• Task goal: Omit all pictures. Copy the rest of the material exactly.

• Supplied information:
◆ ◆ ◆ ◆ ◆
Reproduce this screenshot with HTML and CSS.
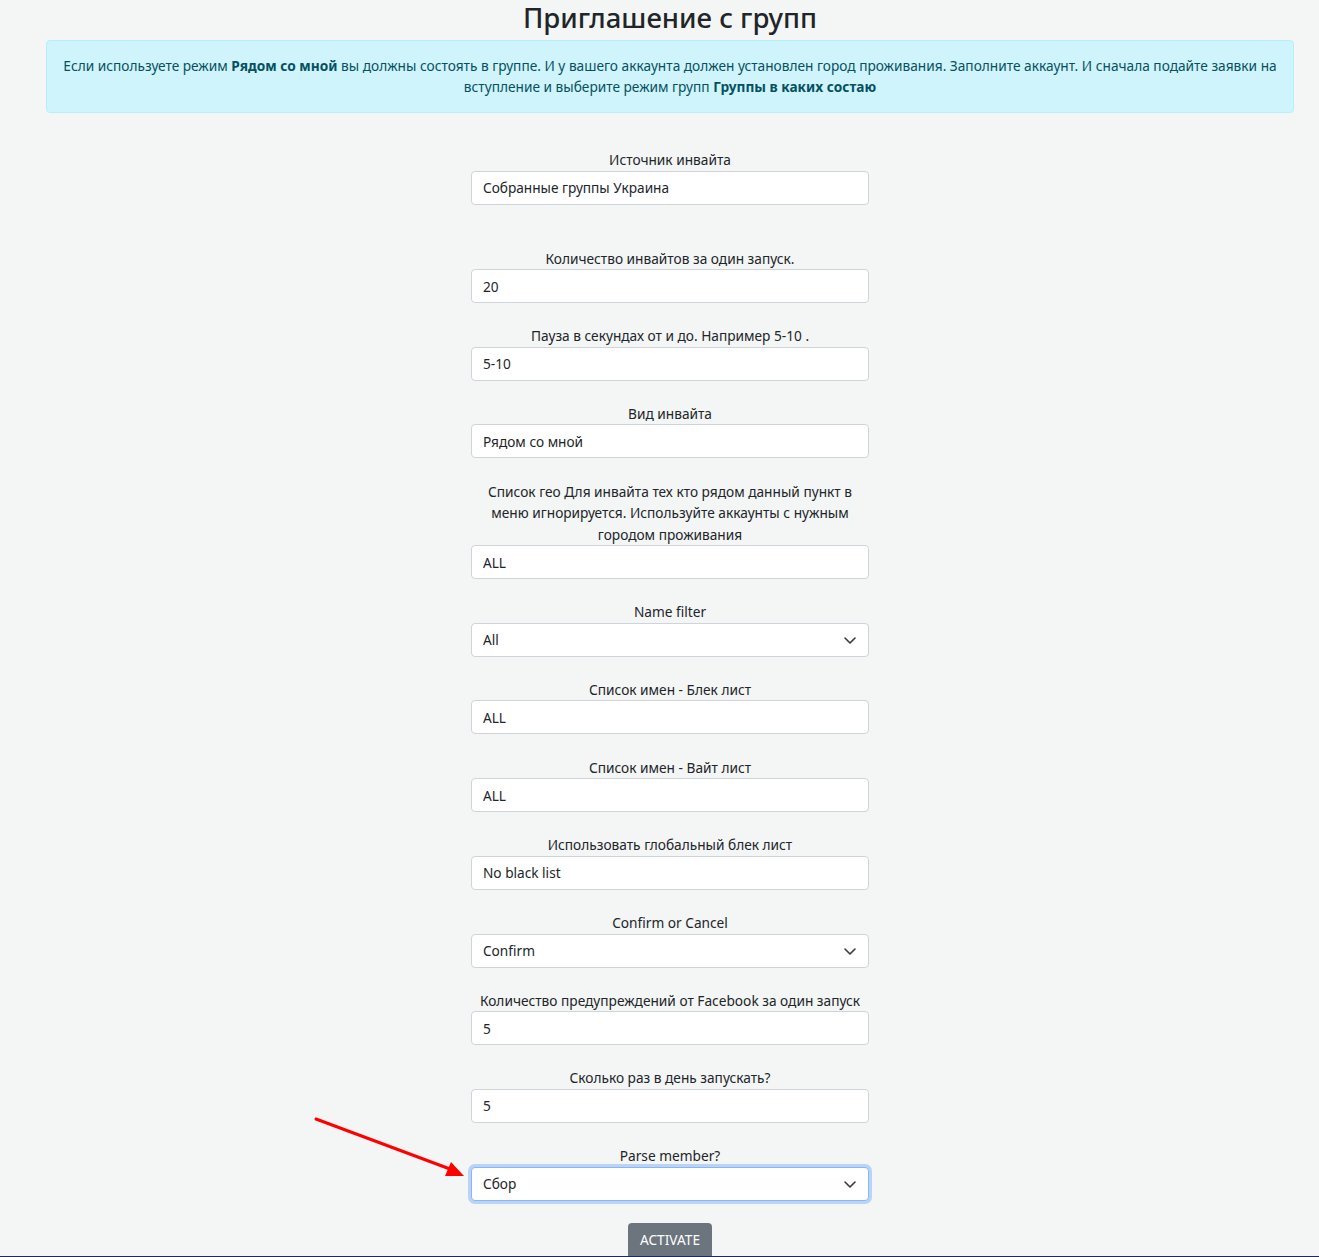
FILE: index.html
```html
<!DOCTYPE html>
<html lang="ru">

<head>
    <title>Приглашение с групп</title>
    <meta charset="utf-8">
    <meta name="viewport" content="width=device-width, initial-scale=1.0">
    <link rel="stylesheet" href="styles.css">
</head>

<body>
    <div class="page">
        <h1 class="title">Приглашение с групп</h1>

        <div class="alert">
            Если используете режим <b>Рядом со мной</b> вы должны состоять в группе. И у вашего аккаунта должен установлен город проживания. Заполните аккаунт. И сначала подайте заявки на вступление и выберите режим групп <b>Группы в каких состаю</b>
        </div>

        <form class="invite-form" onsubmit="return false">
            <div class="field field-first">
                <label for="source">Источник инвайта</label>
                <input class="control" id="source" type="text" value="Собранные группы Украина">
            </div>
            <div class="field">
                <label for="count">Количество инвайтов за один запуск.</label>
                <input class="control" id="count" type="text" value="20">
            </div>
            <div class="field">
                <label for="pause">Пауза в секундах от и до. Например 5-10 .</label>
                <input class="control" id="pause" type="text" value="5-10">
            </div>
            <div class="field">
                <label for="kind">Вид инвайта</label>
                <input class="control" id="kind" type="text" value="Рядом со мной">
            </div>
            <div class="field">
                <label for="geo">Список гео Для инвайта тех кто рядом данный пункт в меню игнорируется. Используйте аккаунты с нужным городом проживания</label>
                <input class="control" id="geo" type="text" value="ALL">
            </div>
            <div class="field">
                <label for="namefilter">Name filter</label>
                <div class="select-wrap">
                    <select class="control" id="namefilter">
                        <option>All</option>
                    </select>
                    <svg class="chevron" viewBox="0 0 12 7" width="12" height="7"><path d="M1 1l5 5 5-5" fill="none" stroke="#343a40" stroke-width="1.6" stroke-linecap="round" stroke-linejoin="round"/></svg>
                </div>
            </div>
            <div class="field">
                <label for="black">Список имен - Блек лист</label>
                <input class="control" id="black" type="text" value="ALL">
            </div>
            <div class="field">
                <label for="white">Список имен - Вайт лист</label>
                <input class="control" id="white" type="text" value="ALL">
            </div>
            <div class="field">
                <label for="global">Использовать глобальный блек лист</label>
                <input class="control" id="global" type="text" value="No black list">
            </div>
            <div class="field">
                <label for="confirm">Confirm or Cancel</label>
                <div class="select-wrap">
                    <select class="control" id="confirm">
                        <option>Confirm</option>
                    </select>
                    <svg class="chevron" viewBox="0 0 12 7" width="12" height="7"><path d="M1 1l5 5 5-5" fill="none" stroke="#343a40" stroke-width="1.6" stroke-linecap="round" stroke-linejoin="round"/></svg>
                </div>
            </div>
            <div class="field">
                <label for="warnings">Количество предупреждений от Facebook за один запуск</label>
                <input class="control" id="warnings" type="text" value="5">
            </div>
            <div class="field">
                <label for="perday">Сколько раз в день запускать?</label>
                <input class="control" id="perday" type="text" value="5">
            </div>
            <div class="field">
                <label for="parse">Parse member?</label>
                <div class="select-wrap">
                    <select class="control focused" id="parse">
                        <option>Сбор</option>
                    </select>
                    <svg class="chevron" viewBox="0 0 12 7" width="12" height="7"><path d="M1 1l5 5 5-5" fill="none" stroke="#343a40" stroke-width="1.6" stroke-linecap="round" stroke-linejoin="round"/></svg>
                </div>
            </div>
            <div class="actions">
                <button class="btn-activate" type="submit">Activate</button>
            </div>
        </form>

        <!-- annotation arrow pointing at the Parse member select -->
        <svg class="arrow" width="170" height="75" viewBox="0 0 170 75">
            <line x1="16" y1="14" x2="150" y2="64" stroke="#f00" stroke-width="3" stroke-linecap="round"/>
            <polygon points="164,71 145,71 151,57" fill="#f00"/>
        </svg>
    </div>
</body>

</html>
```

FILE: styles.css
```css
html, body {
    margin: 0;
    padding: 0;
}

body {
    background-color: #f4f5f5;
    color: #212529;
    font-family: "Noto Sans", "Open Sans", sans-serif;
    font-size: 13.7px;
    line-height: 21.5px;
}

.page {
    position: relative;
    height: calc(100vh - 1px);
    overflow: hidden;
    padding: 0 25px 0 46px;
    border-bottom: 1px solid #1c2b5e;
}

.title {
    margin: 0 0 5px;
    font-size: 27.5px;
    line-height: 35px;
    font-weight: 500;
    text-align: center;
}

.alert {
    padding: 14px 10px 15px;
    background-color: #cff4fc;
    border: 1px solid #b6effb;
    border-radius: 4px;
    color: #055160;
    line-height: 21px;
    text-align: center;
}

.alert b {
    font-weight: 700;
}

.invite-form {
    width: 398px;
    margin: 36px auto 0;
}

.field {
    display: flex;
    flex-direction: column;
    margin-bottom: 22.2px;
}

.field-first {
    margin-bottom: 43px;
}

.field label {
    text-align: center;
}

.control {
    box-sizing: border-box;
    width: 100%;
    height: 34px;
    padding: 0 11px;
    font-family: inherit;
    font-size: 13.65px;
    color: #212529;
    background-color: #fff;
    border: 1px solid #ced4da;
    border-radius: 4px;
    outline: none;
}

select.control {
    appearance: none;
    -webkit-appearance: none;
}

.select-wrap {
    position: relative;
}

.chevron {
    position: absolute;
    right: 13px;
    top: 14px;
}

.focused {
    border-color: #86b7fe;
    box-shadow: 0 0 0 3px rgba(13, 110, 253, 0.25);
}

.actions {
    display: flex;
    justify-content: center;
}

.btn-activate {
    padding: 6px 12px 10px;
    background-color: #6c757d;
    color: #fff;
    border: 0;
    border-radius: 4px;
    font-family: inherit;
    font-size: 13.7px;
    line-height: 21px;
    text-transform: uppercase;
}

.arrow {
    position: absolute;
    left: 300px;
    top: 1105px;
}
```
◆ ◆ ◆ ◆ ◆
• Answer:
Reproduce this screenshot with HTML and CSS.
FILE: index.html
```html
<!DOCTYPE html>
<html lang="ru">

<head>
    <title>Приглашение с групп</title>
    <meta charset="utf-8">
    <meta name="viewport" content="width=device-width, initial-scale=1.0">
    <link rel="stylesheet" href="styles.css">
</head>

<body>
    <div class="page">
        <h1 class="title">Приглашение с групп</h1>

        <div class="alert">
            Если используете режим <b>Рядом со мной</b> вы должны состоять в группе. И у вашего аккаунта должен установлен город проживания. Заполните аккаунт. И сначала подайте заявки на вступление и выберите режим групп <b>Группы в каких состаю</b>
        </div>

        <form class="invite-form" onsubmit="return false">
            <div class="field field-first">
                <label for="source">Источник инвайта</label>
                <input class="control" id="source" type="text" value="Собранные группы Украина">
            </div>
            <div class="field">
                <label for="count">Количество инвайтов за один запуск.</label>
                <input class="control" id="count" type="text" value="20">
            </div>
            <div class="field">
                <label for="pause">Пауза в секундах от и до. Например 5-10 .</label>
                <input class="control" id="pause" type="text" value="5-10">
            </div>
            <div class="field">
                <label for="kind">Вид инвайта</label>
                <input class="control" id="kind" type="text" value="Рядом со мной">
            </div>
            <div class="field">
                <label for="geo">Список гео Для инвайта тех кто рядом данный пункт в меню игнорируется. Используйте аккаунты с нужным городом проживания</label>
                <input class="control" id="geo" type="text" value="ALL">
            </div>
            <div class="field">
                <label for="namefilter">Name filter</label>
                <div class="select-wrap">
                    <select class="control" id="namefilter">
                        <option>All</option>
                    </select>
                    <svg class="chevron" viewBox="0 0 12 7" width="12" height="7"><path d="M1 1l5 5 5-5" fill="none" stroke="#343a40" stroke-width="1.6" stroke-linecap="round" stroke-linejoin="round"/></svg>
                </div>
            </div>
            <div class="field">
                <label for="black">Список имен - Блек лист</label>
                <input class="control" id="black" type="text" value="ALL">
            </div>
            <div class="field">
                <label for="white">Список имен - Вайт лист</label>
                <input class="control" id="white" type="text" value="ALL">
            </div>
            <div class="field">
                <label for="global">Использовать глобальный блек лист</label>
                <input class="control" id="global" type="text" value="No black list">
            </div>
            <div class="field">
                <label for="confirm">Confirm or Cancel</label>
                <div class="select-wrap">
                    <select class="control" id="confirm">
                        <option>Confirm</option>
                    </select>
                    <svg class="chevron" viewBox="0 0 12 7" width="12" height="7"><path d="M1 1l5 5 5-5" fill="none" stroke="#343a40" stroke-width="1.6" stroke-linecap="round" stroke-linejoin="round"/></svg>
                </div>
            </div>
            <div class="field">
                <label for="warnings">Количество предупреждений от Facebook за один запуск</label>
                <input class="control" id="warnings" type="text" value="5">
            </div>
            <div class="field">
                <label for="perday">Сколько раз в день запускать?</label>
                <input class="control" id="perday" type="text" value="5">
            </div>
            <div class="field">
                <label for="parse">Parse member?</label>
                <div class="select-wrap">
                    <select class="control focused" id="parse">
                        <option>Сбор</option>
                    </select>
                    <svg class="chevron" viewBox="0 0 12 7" width="12" height="7"><path d="M1 1l5 5 5-5" fill="none" stroke="#343a40" stroke-width="1.6" stroke-linecap="round" stroke-linejoin="round"/></svg>
                </div>
            </div>
            <div class="actions">
                <button class="btn-activate" type="submit">Activate</button>
            </div>
        </form>

        <!-- annotation arrow pointing at the Parse member select -->
        <svg class="arrow" width="170" height="75" viewBox="0 0 170 75">
            <line x1="16" y1="14" x2="150" y2="64" stroke="#f00" stroke-width="3" stroke-linecap="round"/>
            <polygon points="164,71 145,71 151,57" fill="#f00"/>
        </svg>
    </div>
</body>

</html>
```

FILE: styles.css
```css
html, body {
    margin: 0;
    padding: 0;
}

body {
    background-color: #f4f5f5;
    color: #212529;
    font-family: "Noto Sans", "Open Sans", sans-serif;
    font-size: 13.7px;
    line-height: 21.5px;
}

.page {
    position: relative;
    height: calc(100vh - 1px);
    overflow: hidden;
    padding: 0 25px 0 46px;
    border-bottom: 1px solid #1c2b5e;
}

.title {
    margin: 0 0 5px;
    font-size: 27.5px;
    line-height: 35px;
    font-weight: 500;
    text-align: center;
}

.alert {
    padding: 14px 10px 15px;
    background-color: #cff4fc;
    border: 1px solid #b6effb;
    border-radius: 4px;
    color: #055160;
    line-height: 21px;
    text-align: center;
}

.alert b {
    font-weight: 700;
}

.invite-form {
    width: 398px;
    margin: 36px auto 0;
}

.field {
    display: flex;
    flex-direction: column;
    margin-bottom: 22.2px;
}

.field-first {
    margin-bottom: 43px;
}

.field label {
    text-align: center;
}

.control {
    box-sizing: border-box;
    width: 100%;
    height: 34px;
    padding: 0 11px;
    font-family: inherit;
    font-size: 13.65px;
    color: #212529;
    background-color: #fff;
    border: 1px solid #ced4da;
    border-radius: 4px;
    outline: none;
}

select.control {
    appearance: none;
    -webkit-appearance: none;
}

.select-wrap {
    position: relative;
}

.chevron {
    position: absolute;
    right: 13px;
    top: 14px;
}

.focused {
    border-color: #86b7fe;
    box-shadow: 0 0 0 3px rgba(13, 110, 253, 0.25);
}

.actions {
    display: flex;
    justify-content: center;
}

.btn-activate {
    padding: 6px 12px 10px;
    background-color: #6c757d;
    color: #fff;
    border: 0;
    border-radius: 4px;
    font-family: inherit;
    font-size: 13.7px;
    line-height: 21px;
    text-transform: uppercase;
}

.arrow {
    position: absolute;
    left: 300px;
    top: 1105px;
}
```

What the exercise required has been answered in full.